The superior being is sometimes a person who is above all the passions and weaknesses of ordinary men; a philosopher, or an etherealized woman dwelling on serene Olympian heights which no clouds obscure and where no earth-fogs rise. The passions which shake the human soul, as tempests shake the forest trees, and warp men's lives according to the run of their own lines, are unknown to these Olympian personages who cannot understand their power. They look on these tempestuous souls with a curious analytical gaze, speculating on the geography of their Gethsemane, and wondering why they cannot keep as calm and quiet as they themselves are.
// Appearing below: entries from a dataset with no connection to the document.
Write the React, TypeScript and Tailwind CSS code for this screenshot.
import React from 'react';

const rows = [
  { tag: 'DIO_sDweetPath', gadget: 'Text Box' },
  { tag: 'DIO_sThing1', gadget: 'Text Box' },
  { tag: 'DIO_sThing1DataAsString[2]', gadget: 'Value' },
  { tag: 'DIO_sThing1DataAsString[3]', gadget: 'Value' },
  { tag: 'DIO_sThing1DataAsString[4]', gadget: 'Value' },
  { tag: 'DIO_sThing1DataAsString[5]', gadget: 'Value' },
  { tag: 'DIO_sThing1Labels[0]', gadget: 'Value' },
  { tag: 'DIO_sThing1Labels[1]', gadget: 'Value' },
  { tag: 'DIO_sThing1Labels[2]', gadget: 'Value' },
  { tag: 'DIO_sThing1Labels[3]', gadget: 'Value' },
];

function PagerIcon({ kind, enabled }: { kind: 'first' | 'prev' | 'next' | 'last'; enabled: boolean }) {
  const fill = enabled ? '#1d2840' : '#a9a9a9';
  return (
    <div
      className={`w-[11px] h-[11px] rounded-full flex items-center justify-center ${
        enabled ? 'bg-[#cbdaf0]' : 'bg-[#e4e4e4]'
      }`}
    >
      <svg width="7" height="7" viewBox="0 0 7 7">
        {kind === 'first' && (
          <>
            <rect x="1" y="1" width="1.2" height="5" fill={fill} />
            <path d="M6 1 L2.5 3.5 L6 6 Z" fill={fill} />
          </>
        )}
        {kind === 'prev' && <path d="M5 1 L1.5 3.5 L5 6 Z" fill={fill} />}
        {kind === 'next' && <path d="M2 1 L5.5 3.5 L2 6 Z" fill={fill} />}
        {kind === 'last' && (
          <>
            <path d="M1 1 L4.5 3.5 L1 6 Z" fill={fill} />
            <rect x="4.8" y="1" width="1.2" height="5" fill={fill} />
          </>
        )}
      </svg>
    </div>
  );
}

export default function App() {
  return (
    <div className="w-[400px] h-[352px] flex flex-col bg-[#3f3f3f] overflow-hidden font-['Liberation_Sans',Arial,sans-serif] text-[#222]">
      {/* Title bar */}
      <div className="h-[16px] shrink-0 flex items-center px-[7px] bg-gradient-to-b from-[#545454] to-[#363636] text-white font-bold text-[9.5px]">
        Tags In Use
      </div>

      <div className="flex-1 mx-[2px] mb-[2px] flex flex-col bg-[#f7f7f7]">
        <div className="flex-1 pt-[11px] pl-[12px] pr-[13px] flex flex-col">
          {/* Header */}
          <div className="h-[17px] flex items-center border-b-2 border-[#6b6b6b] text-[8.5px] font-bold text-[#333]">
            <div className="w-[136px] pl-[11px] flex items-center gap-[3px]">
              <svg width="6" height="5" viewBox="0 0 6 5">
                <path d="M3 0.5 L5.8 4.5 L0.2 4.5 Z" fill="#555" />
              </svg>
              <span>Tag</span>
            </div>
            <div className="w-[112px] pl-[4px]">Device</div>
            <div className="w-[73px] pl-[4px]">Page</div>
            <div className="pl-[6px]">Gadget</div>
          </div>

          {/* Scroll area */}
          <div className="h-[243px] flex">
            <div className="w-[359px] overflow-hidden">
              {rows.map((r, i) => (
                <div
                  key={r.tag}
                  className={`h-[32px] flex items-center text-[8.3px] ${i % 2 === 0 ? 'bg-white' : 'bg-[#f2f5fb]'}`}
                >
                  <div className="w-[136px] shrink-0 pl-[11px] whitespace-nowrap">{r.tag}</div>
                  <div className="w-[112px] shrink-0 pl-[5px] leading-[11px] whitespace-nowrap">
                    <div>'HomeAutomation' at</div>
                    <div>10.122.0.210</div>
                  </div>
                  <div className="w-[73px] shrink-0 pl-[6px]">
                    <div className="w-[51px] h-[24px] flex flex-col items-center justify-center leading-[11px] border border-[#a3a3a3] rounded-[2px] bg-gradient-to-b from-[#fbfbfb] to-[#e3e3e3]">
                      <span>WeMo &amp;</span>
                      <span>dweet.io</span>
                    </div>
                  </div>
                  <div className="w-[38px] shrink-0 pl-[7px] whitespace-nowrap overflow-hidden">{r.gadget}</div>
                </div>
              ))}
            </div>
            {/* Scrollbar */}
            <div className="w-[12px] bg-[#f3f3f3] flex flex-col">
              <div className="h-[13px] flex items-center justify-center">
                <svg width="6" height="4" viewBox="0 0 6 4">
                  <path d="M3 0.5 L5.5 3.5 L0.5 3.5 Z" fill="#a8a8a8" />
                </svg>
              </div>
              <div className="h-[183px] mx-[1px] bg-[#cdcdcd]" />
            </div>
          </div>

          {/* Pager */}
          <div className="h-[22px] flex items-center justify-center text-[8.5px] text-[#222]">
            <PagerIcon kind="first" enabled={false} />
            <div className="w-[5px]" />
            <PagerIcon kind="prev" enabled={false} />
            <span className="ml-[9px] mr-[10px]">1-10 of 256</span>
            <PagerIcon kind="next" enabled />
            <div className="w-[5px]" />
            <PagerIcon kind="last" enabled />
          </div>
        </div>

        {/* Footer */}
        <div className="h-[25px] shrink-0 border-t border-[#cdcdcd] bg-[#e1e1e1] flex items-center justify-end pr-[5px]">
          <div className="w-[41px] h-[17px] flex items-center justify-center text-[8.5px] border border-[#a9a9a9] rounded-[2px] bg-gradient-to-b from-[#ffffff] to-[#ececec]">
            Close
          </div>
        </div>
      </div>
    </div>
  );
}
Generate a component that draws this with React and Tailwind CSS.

They sit in scornful judgment on the mysterious impulses regulating human nature—regulating and disturbing—and think how perfect all things would be if only passions and instincts were cut out of the great plan, and men and women were left to the dominion of pure reason. But they do not take into account the law of constitutional necessity, and they are utterly unable to strike a balance between the good and evil wrought both by the tempests of souls and by those of nature. They only know that storms are inconvenient, and that for themselves they have no need of such convulsions to clear off stagnant humours; nor are they made of elements which kindle and explode at the contact of such or such materials. And if they know nothing of all this, why then should others? If they can sit on Olympian heights serene above all passion, why should not the whole world sit with them, and fogs and fires, earthquakes and deluges, be conditions unknown?